Mike Wilson, the Jacksonville lawyer and former state representative, for the third time last week won a victory for the Arkansas Constitution and taxpayers and set back pork barreling. The Arkansas Supreme Court, in a 5-2 decision, ruled unconstitutional a legislative money laundering scheme to get around past Wilson victories against legislative use of state surpluses in the millions.
Before Wilson and his lawsuits came along, the legislature spent up a surplus fund with specific appropriations — say, street lights for Bigelow (really). Such expenditures were, in many cases, to be unconstitutional local legislation. The legislature can spend money on projects of statewide benefit (colleges are a good example) but not for strictly local things like the Boys Club or garden club. Why should an Ashley County taxpayer foot the bill for the Little Rock Boys and Girls Club?
But legislative hunger for pork could not be denied. They developed a new scheme, appropriating millions for “grants” to the state’s regional planning and development districts, which ostensibly exist to help economic development. This was just a ruse. Each legislator got an equal amount of money and could tell the regional district in which he or she resided how to spend it. Some of it, arguably, had a legitimate state purpose. Some of it — a fireworks show, football team warmups, a “gala” for a local institution, Boys and Girls Club grants — clearly amounted to an indirect way to deliver unconstitutional local pork. Most legislators refuse to understand this because they love being photographed in local papers holding oversized checks symbolizing their gifts of taxpayer money.
Wilson (who works pro bono on these cases) sued again. This time, he suffered a loss before Circuit Judge Chris Piazza. The state law didn’t say how the money was to be spent — beyond “grants” — but Piazza bought the argument that you could read that appropriation in concert with other laws establishing the planning and development districts and their ostensible purpose to spur the economy. Wilson appealed. The Supreme Court majority agreed on one key point: A Supreme Court decision in an earlier Wilson challenge said the legislature must specify “how” money is to be spent. Authorizing grants to planning districts wasn’t enough.
But, significantly, the court said its decision on faulty appropriation language meant it did not have to reach another important question raised by Wilson. Was the spending unconstitutional local legislation? Ominously, two dissenters, Justices Rhonda Wood and Shawn Womack, went out of their way to declare this post-laundering pork barreling was NOT local legislation. We don’t know how the five-person majority feels on this question. If two of them agree that money laundering (with sufficient verbiage in the appropriation bill about a system of planning district allocations) cures the “local legislation” objection, the legislature could someday be back in business.
Legislators are already talking about developing a new pork work-around. What would be wrong, they say, with projects funded from a rainy day fund given entire legislative approval?
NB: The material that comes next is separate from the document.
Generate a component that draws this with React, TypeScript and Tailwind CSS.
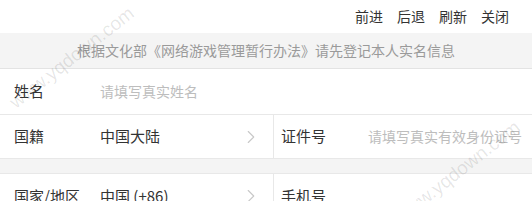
import { ChevronRight } from "lucide-react";

const font = { fontFamily: '"Noto Sans CJK SC", "Noto Sans", sans-serif' };

function Chevron() {
  return <ChevronRight className="w-[22px] h-[22px] text-[#c8c8c8]" strokeWidth={1.2} />;
}

export default function App() {
  return (
    <div className="relative w-[532px] h-[201px] overflow-hidden bg-white text-[#333]" style={font}>
      <div className="h-[33px] flex items-center justify-end gap-[14px] pr-[23px] text-[14px]">
        <span>前进</span>
        <span>后退</span>
        <span>刷新</span>
        <span>关闭</span>
      </div>
      <div className="h-[36px] bg-[#f4f4f4] border-b border-[#e3e3e3] flex items-center justify-center text-[14px] text-[#9a9a9a] whitespace-nowrap">
        根据文化部《网络游戏管理暂行办法》请先登记本人实名信息
      </div>
      <div className="h-[46px] border-b border-[#e8e8e8] flex items-center text-[15px]">
        <span className="w-[100px] pl-[14px]">姓名</span>
        <span className="text-[14px] text-[#bdbdbd]">请填写真实姓名</span>
      </div>
      <div className="h-[44px] border-b border-[#e8e8e8] flex text-[15px]">
        <div className="w-[274px] border-r border-[#e8e8e8] flex items-center">
          <span className="w-[100px] pl-[14px]">国籍</span>
          <span className="flex-1">中国大陆</span>
          <span className="pr-[11px] flex"><Chevron /></span>
        </div>
        <div className="flex-1 flex items-center whitespace-nowrap">
          <span className="w-[94px] pl-[7px]">证件号</span>
          <span className="text-[14px] text-[#bdbdbd]">请填写真实有效身份证号</span>
        </div>
      </div>
      <div className="h-[15px] bg-[#f4f4f4] border-b border-[#e8e8e8]" />
      <div className="h-[44px] flex text-[15px]">
        <div className="w-[274px] border-r border-[#e8e8e8] flex items-center">
          <span className="w-[100px] pl-[14px]">国家/地区</span>
          <span className="flex-1">中国 (+86)</span>
          <span className="pr-[11px] flex"><Chevron /></span>
        </div>
        <div className="flex-1 flex items-center">
          <span className="w-[94px] pl-[7px]">手机号</span>
        </div>
      </div>

      {/* watermarks */}
      <span
        className="pointer-events-none absolute left-[72px] top-[58px] -translate-x-1/2 -translate-y-1/2 -rotate-[38deg] whitespace-nowrap text-[19px] text-black/10"
        style={{ fontFamily: '"Liberation Sans", sans-serif' }}
      >
        www.yqdown.com
      </span>
      <span
        className="pointer-events-none absolute left-[458px] top-[172px] -translate-x-1/2 -translate-y-1/2 -rotate-[38deg] whitespace-nowrap text-[19px] text-black/10"
        style={{ fontFamily: '"Liberation Sans", sans-serif' }}
      >
        www.yqdown.com
      </span>
    </div>
  );
}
For one, this would only reinstate the old process — street lights for Bigelow. For another, a legislative declaration that a Benton fireworks show is state, not local, spending doesn’t make it so. Or at least not under existing court precedent. But Wood and Womack, both Republicans at heart and ever obedient to the legislature, have already signaled that they’re willing to go along. Wilson’s victory — big as it was — might prove fleeting if there are two more of like mind in the majority that decided this case.
If pork barreling resumes it will at least be good news for reporters. Egregious waste and corruption will soon follow. See the pending federal trial of two former legislators for taking kickbacks from hundreds of thousands in tax money they and other Republican legislators guided to a Bible college in Springdale. Christians need an education, said one obtuse legislator in defense of this spending, an outrage even without the kickbacks. Legislators, too, I’d add.